The only desert located in Poland stretches over the Zagłębie Dąbrowskie (the Coal Fields of Dąbrowa) region. It is called the Błędów Desert, located in the Silesian Voivodeship in southern Poland. It has a total area of 32 square kilometres (12 sq mi). It is one of only five natural deserts in Europe. But also, it is the warmest desert that appears at this latitude. Błędów Desert was created thousands of years ago by a melting glacier. The specific geological structure has been of great importance with the average thickness of the sand layer 40 metres (131 ft), with a maximum of 70 metres (230 ft), which made the fast and deep drainage very easy.

The Baltic Sea activity in Słowiński National Park created sand dunes which in the course of time separated the bay from the sea. As waves and wind carry sand inland the dunes slowly move, at a speed of 3 to 10 metres (9.8 to 32.8 ft) meters per year. Some dunes are quite high – up to 30 metres (98 ft). The highest peak of the park – Rowokol (115 metres or 377 feet above sea level) — is also an excellent observation point.

Land use

Forests of the Ojców National Park

Forests cover around 29.6% of Poland's territory as of 2021, making it the seventh most forested country in the EU, though the forest cover continues to increase year-on-year. The Polish government is carrying out a plan to increase forest coverage to 33% in 2050. The richness of Polish forests (per SoEF 2011 statistics) is more than twice as high as the European average (with German and French forests being at the top), containing 2.304 billion cubic metres of trees. The largest forest complex in Poland is Lower Silesian Wilderness.

More than 1% of Poland's territory, 3,145 square kilometres (1,214 sq mi), is protected within 23 Polish national parks. In addition, many wetlands along lakes and rivers in central Poland are legally protected, as are coastal areas in the north. There are over 120 areas designated as landscape parks, along with numerous nature reserves and other protected areas (e.g. Natura 2000).

Present-day Poland is a country with favorable agricultural prospects, and over two million private farms. It is the leading producer of potatoes and rye in Europe, the world's largest producer of triticale, and one of the more important producers of barley, oats, sugar beets, flax, and various fruits. It is also the European Union's fourth largest supplier of pork after Germany, Spain and France.

Biodiversity

Family of white stork. Poland hosts the largest white stork population.

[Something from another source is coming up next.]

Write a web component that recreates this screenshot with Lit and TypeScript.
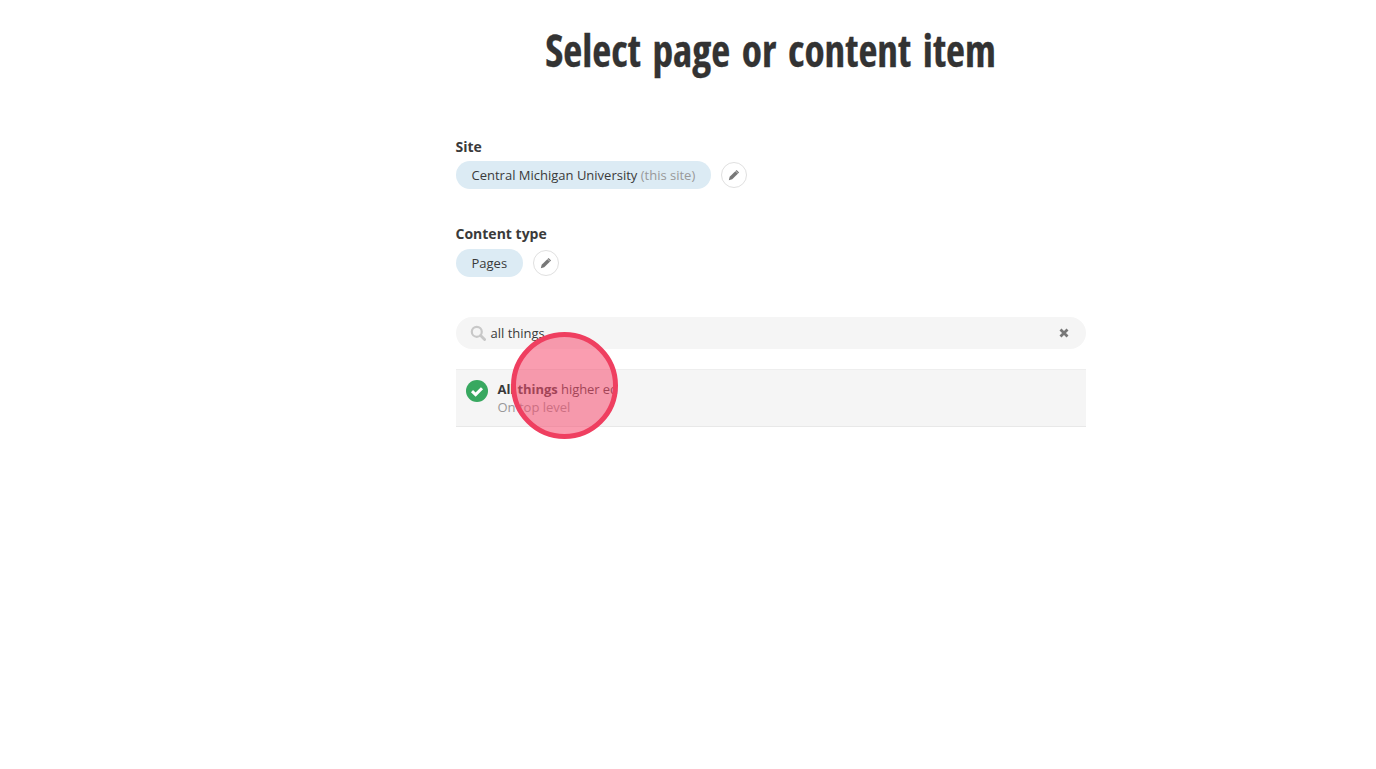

Phytogeographically, Poland belongs to the Central European province of the Circumboreal Region within the Boreal Kingdom. According to the World Wide Fund for Nature, the territory of Poland belongs to three Palearctic Ecoregions of the continental forest spanning Central and Northern European temperate broadleaf and mixed forest ecoregions as well as the Carpathian montane conifer forest.

A herd of wisents in Białowieża

Many animals that have since died out in other parts of Europe still survive in Poland, such as the wisent in the ancient woodland of the Białowieża Forest and in Podlaskie. Other such species include the brown bear in Białowieża, in the Tatras, and in the Beskids, the gray wolf and the Eurasian lynx in various forests, the moose in northern Poland, and the beaver in Masuria, Pomerania, and Podlaskie.

In the forests, one also encounters game animals, such as red deer, roe deer and wild boars. In eastern Poland there are a number of ancient woodlands, like Białowieża forest, that have never been cleared by people. There are also large forested areas in the mountains, Masuria, Pomerania, Lubusz Land and Lower Silesia.

Poland is the most important breeding ground for a variety of European migratory birds. Out of all of the migratory birds who come to Europe for the summer, one quarter of the global population of white storks (40,000 breeding pairs) live in Poland, particularly in the lake districts and the wetlands along the Biebrza, the Narew, and the Warta, which are part of nature reserves or national parks.

Hydrology

See also: Rivers of Poland, Category:Lakes of Poland, and Category:Waterfalls of Poland
The Vistula river in Kraków

The longest rivers are the Vistula (Polish: Wisła), 1,047 kilometres (651 mi) long; the Oder (Polish: Odra) which forms part of Poland's western border, 854 kilometres (531 mi) long; its tributary, the Warta, 808 kilometres (502 mi) long; and the Bug, a tributary of the Vistula, 772 kilometres (480 mi) long. The Vistula and the Oder flow into the Baltic Sea, as do numerous smaller rivers in Pomerania.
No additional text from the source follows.